I think Gary may be correct IF one chooses to look at the future of academic video librarianship through the lens solely of library video (media) collections-related services, and audiovisual preservation. Specifically, I agree that though multimedia sources represent significant forms of communication in our society and increasingly, the academy, they will never come close to parity with its print counterparts in the library for the reasons Gary cited. That said, I disagree with his outlook regarding the future of professional specialization in the field, related to media or otherwise.
In fact, if anything, I think going forward we will need to be at once even more specialized in a few core domains, while simultaneously taking on additional responsibilities at a more superficial expertise level to compensate for lower head counts.

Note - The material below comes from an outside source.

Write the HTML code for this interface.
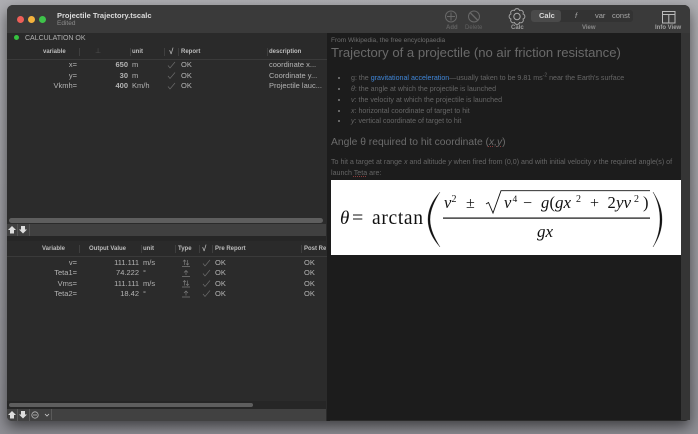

The reason I think more specialization will become increasingly important is because I believe the nature of our work will need to change, and the [perhaps naive] optimist in me believes the outcomes of these new services will garner greater respect by the library administration, campus community, and field of librarianship. So no, we may not see as many specialized video librarians with significant film knowledge acting as the primary selector for their institutions -a tremendous loss to be certain- but instead library supported media programs that require subject librarians to be more media resource aware and inclusive in their selections (I know first hand it is very hard work to build such a culture one librarian at a time, but I do think it is possible).
Beyond facilitating this environment while continuing to provide some greater level of media selection, I believe adding depth of expertise in emerging movements such as media/visual literacy, student media production and the Digital Arts and Humanities for faculty member research, will serve to make the future media librarian more visible in the eyes of core constituencies. Particularly, if these media program leaders are adept at better assessing and communicating LOUDLY their media programs impact on the bottom line (teaching/learning, research, preservation), through the use of more accessible metrics that help people appreciate what it is we do. With this improved respect for media in general, appreciation for audiovisual preservation will hopefully, improve as well (to the extent that preservation investment is respected at any institution). That's my game plan at least.
Adding further expertise to non-media specific, but related areas of teaching/learning, library assessment, and faculty research support should also work to improve the profile of this individual within the organization. Acknowledged, my perspective is progressive, maybe even a little boisterous, but challenging times call for bold measures.
In my opinion there are lots of new competences to be included: We need practical solutions for capturing, storing, finding and using of audiovisual materials. This includes automatic content analysis, visual search and retrieval tools / interfaces. We also have to work on Metadata Standards as Marwa suggested in the above comment and also set up persistant identifier like DOI Registration for audiovisual content to make AV-objects citeable as publications.
It's interesting to hear about the project that brought Kathleen to the museum. The largest inventory I've done so far has been just under 700 items. 2000 un-inventoried items is staggering to contemplate.
While not the same, the mention of the mystery organizational structure made me think of the way audiovisual material is handled at the state archive I am interning at this summer. My supervisor has been dubbed "Electronic Records Archivist" and literally recieves anything that is not a photograph, map or piece of paper. With the increase in non-paper records the in-flow to the department (Electronic Records, manned by a single person) is becoming increasingly overwhelming, magnified by the lack of an audiovisual specialist.This has been a great example of how audiovisual archiving remains this misunderstood other that is neglected in many institutions. It's been very interesting to see the way audiovisual materials are viewed in a paper-based archival institution.
Carolyn's difficulty finding work in a library without an MLIS is not only common, it's the norm. Yet, at the same time, there are some libraries—the University of Virginia for instance—where an MLIS is not mandatory for employment eligibility. Is UVa. still relatively anomalous or is the number of like-minded institutions growing?
Obviously, many positions in libraries and archives depend on grant monies for their sustainment, but Alex's model of acquiring funding from outside sources, like film production companies and local TV stations, seems rare, if not unique. Are there others out there with similar situations?
I'd be curious to hear from other librarians who have experience participating in long-term shared digital repositories such as CAVPP or the Hathi Trust, etc. What difficulties/challenges did you face? And what benefits did it bring to your library?